Boolean monotonicity testing is a generalization of the problem of determining if an array is sorted to higher dimensions. More precisely, a function f : {0,1}^n - > {0,1} is monotone if for every pair of inputs x = (x_1, ..., x_n) and y = (y_1, ..., y_n) satisfying x_i <= y_i for all i, the following holds: f(x) <= f(y). The goal is to design a randomized algorithm which gets oracle access to f and has the following behavior. It accepts monotone functions and rejects (with probability at least 2/3) functions which are epsilon-far from monotone. A function is epsilon-far from monotone if it must be modified in epsilon-fraction of places to make it monotone.

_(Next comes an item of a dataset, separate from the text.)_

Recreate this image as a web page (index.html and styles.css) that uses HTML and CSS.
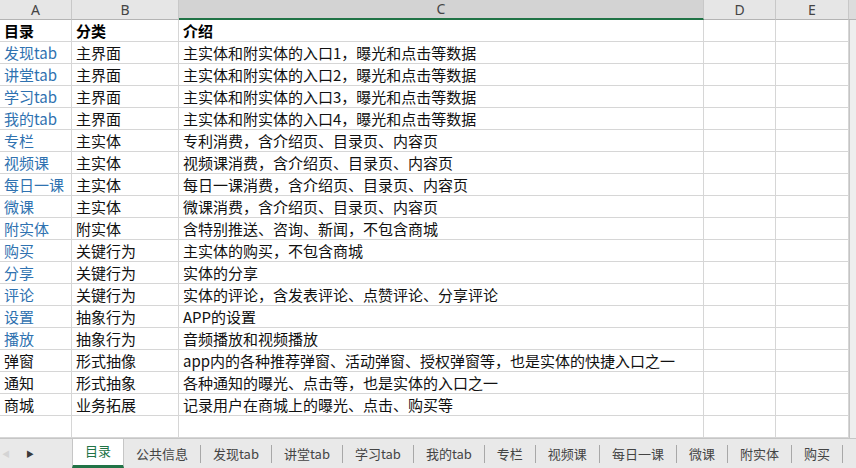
FILE: index.html
```html
<!DOCTYPE html>
<html lang="zh-CN">
<head>
<meta charset="utf-8">
<title>目录</title>
<link rel="stylesheet" href="styles.css">
</head>
<body>
<div class="app">
  <div class="sheet">
    <div class="hd">A</div><div class="hd">B</div><div class="hd sel">C</div><div class="hd">D</div><div class="hd">E</div><div class="hd edge"></div>

    <div class="c b">目录</div><div class="c b">分类</div><div class="c b">介绍</div><div class="c"></div><div class="c"></div><div class="c edge"></div>
    <div class="c link">发现tab</div><div class="c">主界面</div><div class="c">主实体和附实体的入口1，曝光和点击等数据</div><div class="c"></div><div class="c"></div><div class="c edge"></div>
    <div class="c link">讲堂tab</div><div class="c">主界面</div><div class="c">主实体和附实体的入口2，曝光和点击等数据</div><div class="c"></div><div class="c"></div><div class="c edge"></div>
    <div class="c link">学习tab</div><div class="c">主界面</div><div class="c">主实体和附实体的入口3，曝光和点击等数据</div><div class="c"></div><div class="c"></div><div class="c edge"></div>
    <div class="c link">我的tab</div><div class="c">主界面</div><div class="c">主实体和附实体的入口4，曝光和点击等数据</div><div class="c"></div><div class="c"></div><div class="c edge"></div>
    <div class="c link">专栏</div><div class="c">主实体</div><div class="c">专利消费，含介绍页、目录页、内容页</div><div class="c"></div><div class="c"></div><div class="c edge"></div>
    <div class="c link">视频课</div><div class="c">主实体</div><div class="c">视频课消费，含介绍页、目录页、内容页</div><div class="c"></div><div class="c"></div><div class="c edge"></div>
    <div class="c link">每日一课</div><div class="c">主实体</div><div class="c">每日一课消费，含介绍页、目录页、内容页</div><div class="c"></div><div class="c"></div><div class="c edge"></div>
    <div class="c link">微课</div><div class="c">主实体</div><div class="c">微课消费，含介绍页、目录页、内容页</div><div class="c"></div><div class="c"></div><div class="c edge"></div>
    <div class="c link">附实体</div><div class="c">附实体</div><div class="c">含特别推送、咨询、新闻，不包含商城</div><div class="c"></div><div class="c"></div><div class="c edge"></div>
    <div class="c link">购买</div><div class="c">关键行为</div><div class="c">主实体的购买，不包含商城</div><div class="c"></div><div class="c"></div><div class="c edge"></div>
    <div class="c link">分享</div><div class="c">关键行为</div><div class="c">实体的分享</div><div class="c"></div><div class="c"></div><div class="c edge"></div>
    <div class="c link">评论</div><div class="c">关键行为</div><div class="c">实体的评论，含发表评论、点赞评论、分享评论</div><div class="c"></div><div class="c"></div><div class="c edge"></div>
    <div class="c link">设置</div><div class="c">抽象行为</div><div class="c">APP的设置</div><div class="c"></div><div class="c"></div><div class="c edge"></div>
    <div class="c link">播放</div><div class="c">抽象行为</div><div class="c">音频播放和视频播放</div><div class="c"></div><div class="c"></div><div class="c edge"></div>
    <div class="c">弹窗</div><div class="c">形式抽像</div><div class="c">app内的各种推荐弹窗、活动弹窗、授权弹窗等，也是实体的快捷入口之一</div><div class="c"></div><div class="c"></div><div class="c edge"></div>
    <div class="c">通知</div><div class="c">形式抽象</div><div class="c">各种通知的曝光、点击等，也是实体的入口之一</div><div class="c"></div><div class="c"></div><div class="c edge"></div>
    <div class="c">商城</div><div class="c">业务拓展</div><div class="c">记录用户在商城上的曝光、点击、购买等</div><div class="c"></div><div class="c"></div><div class="c edge"></div>
    <div class="c"></div><div class="c"></div><div class="c"></div><div class="c"></div><div class="c"></div><div class="c edge"></div>
  </div>
  <div class="tabbar">
    <div class="nav"><span class="prev">&#9664;</span><span class="next">&#9654;</span></div>
    <div class="tab active">目录</div>
    <div class="tab">公共信息</div>
    <div class="tab">发现tab</div>
    <div class="tab">讲堂tab</div>
    <div class="tab">学习tab</div>
    <div class="tab">我的tab</div>
    <div class="tab">专栏</div>
    <div class="tab">视频课</div>
    <div class="tab">每日一课</div>
    <div class="tab">微课</div>
    <div class="tab">附实体</div>
    <div class="tab">购买</div>
  </div>
</div>
</body>
</html>
```

FILE: styles.css
```css
html, body {
  margin: 0;
  padding: 0;
  background: #ffffff;
}

.app {
  width: 856px;
  height: 468px;
  overflow: hidden;
  display: flex;
  flex-direction: column;
  font-family: "Noto Sans CJK SC", "Noto Sans", sans-serif;
}

.sheet {
  display: grid;
  grid-template-columns: 72px 107px 525px 72px 73px 7px;
  grid-template-rows: 20px;
  grid-auto-rows: 22px;
  flex: 0 0 auto;
}

.hd {
  box-sizing: border-box;
  background: #e6e6e6;
  border-right: 1px solid #c8c8c8;
  border-bottom: 1px solid #b4b4b4;
  color: #444444;
  font-family: "Noto Sans", "Liberation Sans", sans-serif;
  font-size: 14px;
  line-height: 19px;
  text-align: center;
}

.hd.sel {
  background: #d3d3d3;
  border-bottom: 2px solid #217346;
  line-height: 18px;
}

.hd.edge {
  background: #dcdcdc;
  border-right: none;
}

.c {
  box-sizing: border-box;
  border-right: 1px solid #d6d6d6;
  border-bottom: 1px solid #d6d6d6;
  font-size: 15px;
  line-height: 21px;
  padding-left: 4px;
  color: #111111;
  white-space: nowrap;
  overflow: visible;
}

.c.b {
  font-weight: 700;
  color: #000000;
}

.c.link {
  color: #2f72b0;
}

.c.edge {
  background: #eeeeee;
  border-right: none;
  border-bottom: none;
  border-left: 1px solid #c4c4c4;
  padding: 0;
}

.tabbar {
  flex: 1 1 auto;
  display: flex;
  align-items: center;
  background: #e9e9e9;
  border-top: 1px solid #c6c6c6;
  box-sizing: border-box;
  overflow: hidden;
}

.nav {
  width: 72px;
  flex: 0 0 72px;
  display: flex;
  align-items: center;
  font-size: 8px;
  color: #3a3a3a;
}

.nav .prev {
  color: #d4d4d4;
  width: 24px;
  margin-left: 2px;
}

.tab {
  flex: 0 0 auto;
  height: 18px;
  line-height: 18px;
  padding: 0 12px;
  border-right: 1px solid #a8a8a8;
  font-size: 13px;
  color: #444444;
  white-space: nowrap;
}

.tab.active {
  align-self: stretch;
  height: auto;
  background: #ffffff;
  color: #217346;
  border-right: 1px solid #c6c6c6;
  border-left: 1px solid #c6c6c6;
  border-bottom: 3px solid #217346;
  margin-top: -1px;
  line-height: 26px;
  padding: 0 12px;
  box-sizing: border-box;
}
```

## A Subexponential Algorithm to Solve Discrete Logarithm Problem

Let G be a cyclic group generated by element g. The discrete logarithm problem (DLP) is: given g and an element t in G, find an integer s such that g^s=t. DLP is thought to be a hard problem in many groups, and has many applications in cryptography (encryption and signature schemes, zero-knowledge proof systems, and others). Assuming G has size N, the brute force algorithm to search for DLP takes O(N) time. We can improve the running time to O(\sqrt{N}) without any restriction on G. However, both of these algorithms take time exponential in log(N). In this talk, I will present a randomized algorithm to solve DLP over Z*_p (for prime p) that runs in time exp(\sqrt{log p log log p}), which is subexponential in N=log p. The content of this talk is based on Chapter 16.2 of Shoup's textbook, "A Computational Introduction to Number Theory and Algebra".

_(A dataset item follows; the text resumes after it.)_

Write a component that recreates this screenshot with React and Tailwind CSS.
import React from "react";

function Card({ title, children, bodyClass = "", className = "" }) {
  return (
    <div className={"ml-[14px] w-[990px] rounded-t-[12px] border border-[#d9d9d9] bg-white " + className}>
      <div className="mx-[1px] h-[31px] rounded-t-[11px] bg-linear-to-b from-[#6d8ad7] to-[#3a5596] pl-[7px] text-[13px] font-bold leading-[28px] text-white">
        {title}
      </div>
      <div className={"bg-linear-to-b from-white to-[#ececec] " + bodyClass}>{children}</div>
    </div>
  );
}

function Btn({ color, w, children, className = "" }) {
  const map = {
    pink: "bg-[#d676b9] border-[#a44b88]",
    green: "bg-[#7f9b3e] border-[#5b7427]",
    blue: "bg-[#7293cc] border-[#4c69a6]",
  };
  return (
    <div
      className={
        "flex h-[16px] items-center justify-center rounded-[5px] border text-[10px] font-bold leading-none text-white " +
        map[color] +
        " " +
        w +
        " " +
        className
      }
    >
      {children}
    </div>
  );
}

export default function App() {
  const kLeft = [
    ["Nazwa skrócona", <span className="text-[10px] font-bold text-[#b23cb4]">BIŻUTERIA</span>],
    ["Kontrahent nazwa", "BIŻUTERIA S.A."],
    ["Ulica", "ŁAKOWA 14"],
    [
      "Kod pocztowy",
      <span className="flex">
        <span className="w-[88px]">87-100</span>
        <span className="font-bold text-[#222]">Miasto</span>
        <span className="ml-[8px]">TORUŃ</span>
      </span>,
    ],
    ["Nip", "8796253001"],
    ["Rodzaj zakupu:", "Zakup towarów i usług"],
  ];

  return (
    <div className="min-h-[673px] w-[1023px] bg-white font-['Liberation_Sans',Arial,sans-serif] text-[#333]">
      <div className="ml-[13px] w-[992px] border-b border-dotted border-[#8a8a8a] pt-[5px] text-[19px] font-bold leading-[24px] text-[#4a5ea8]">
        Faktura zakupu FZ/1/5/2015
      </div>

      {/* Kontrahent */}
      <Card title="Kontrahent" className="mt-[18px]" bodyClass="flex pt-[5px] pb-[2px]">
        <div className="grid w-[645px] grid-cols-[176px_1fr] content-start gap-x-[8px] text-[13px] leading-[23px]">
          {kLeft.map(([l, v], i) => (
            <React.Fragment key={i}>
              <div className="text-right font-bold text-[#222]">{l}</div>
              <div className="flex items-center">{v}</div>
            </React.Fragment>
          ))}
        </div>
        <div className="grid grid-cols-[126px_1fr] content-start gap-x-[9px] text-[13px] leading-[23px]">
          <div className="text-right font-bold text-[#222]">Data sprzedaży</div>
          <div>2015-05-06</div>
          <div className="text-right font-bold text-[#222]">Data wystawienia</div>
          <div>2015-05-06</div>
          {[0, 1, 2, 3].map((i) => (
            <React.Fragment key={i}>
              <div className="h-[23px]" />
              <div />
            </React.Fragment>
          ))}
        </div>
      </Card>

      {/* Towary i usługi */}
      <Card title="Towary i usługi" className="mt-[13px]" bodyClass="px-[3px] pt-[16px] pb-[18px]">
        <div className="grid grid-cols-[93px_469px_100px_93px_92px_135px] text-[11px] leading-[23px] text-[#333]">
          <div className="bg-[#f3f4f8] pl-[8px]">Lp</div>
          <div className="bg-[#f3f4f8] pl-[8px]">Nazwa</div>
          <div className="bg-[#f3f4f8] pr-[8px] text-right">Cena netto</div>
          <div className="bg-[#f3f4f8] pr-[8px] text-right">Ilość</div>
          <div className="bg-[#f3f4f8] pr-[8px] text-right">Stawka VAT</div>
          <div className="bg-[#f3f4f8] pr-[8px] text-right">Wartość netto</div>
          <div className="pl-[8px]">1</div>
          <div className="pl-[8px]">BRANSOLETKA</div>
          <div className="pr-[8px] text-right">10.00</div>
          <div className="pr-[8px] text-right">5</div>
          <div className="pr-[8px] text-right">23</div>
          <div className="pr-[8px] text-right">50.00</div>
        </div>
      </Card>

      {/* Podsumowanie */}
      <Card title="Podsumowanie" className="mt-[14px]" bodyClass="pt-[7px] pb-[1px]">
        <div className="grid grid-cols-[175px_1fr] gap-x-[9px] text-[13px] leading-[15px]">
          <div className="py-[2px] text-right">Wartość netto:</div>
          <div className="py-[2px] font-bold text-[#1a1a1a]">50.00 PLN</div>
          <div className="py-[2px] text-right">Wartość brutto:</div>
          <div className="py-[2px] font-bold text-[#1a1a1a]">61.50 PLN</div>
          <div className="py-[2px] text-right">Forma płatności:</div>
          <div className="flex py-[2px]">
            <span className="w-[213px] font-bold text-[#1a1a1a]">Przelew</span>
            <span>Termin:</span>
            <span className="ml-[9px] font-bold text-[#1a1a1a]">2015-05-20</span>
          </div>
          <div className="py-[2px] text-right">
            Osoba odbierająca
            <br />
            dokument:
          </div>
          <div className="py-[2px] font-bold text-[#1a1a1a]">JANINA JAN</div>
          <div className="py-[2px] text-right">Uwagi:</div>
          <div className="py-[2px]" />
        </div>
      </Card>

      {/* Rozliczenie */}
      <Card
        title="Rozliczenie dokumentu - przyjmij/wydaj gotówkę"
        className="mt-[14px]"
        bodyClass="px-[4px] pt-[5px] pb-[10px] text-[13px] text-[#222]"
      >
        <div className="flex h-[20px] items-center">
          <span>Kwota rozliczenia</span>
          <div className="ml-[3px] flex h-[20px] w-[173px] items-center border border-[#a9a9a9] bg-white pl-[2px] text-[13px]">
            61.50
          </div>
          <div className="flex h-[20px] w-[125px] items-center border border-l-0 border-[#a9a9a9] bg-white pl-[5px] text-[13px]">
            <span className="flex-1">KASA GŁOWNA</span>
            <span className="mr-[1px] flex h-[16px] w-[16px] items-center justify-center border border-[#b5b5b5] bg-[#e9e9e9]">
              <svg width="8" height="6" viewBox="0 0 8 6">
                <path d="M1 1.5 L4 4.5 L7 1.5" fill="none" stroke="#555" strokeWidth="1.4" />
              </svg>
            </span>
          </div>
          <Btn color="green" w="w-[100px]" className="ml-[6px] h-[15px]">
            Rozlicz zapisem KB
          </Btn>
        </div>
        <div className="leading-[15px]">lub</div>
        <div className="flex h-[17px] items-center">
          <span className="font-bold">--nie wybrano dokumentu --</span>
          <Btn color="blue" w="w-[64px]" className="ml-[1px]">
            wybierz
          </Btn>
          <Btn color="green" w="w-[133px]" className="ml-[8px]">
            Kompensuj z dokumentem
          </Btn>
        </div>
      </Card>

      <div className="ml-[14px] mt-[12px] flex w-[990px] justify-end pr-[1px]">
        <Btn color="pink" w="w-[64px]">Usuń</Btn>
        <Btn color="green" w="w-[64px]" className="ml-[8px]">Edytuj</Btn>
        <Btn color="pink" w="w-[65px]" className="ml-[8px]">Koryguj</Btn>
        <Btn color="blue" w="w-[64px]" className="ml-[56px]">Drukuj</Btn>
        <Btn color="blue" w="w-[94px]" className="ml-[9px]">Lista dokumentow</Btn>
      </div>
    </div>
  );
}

## The P vs NP Question: Past, Present, Future

In this talk I will give some history of the great P vs NP question. I will also discuss the problem's current status, some current claims about it, and talk about its future. The talk should be fun for those who are not experts, and also fun for those who are experts (though with the P=NP question, it is unclear who is really an "expert", since we know so little).
Finally, I will outline an approach to the question that I have been actively pursuing for several years now. The end is not in sight, but progress appears possible.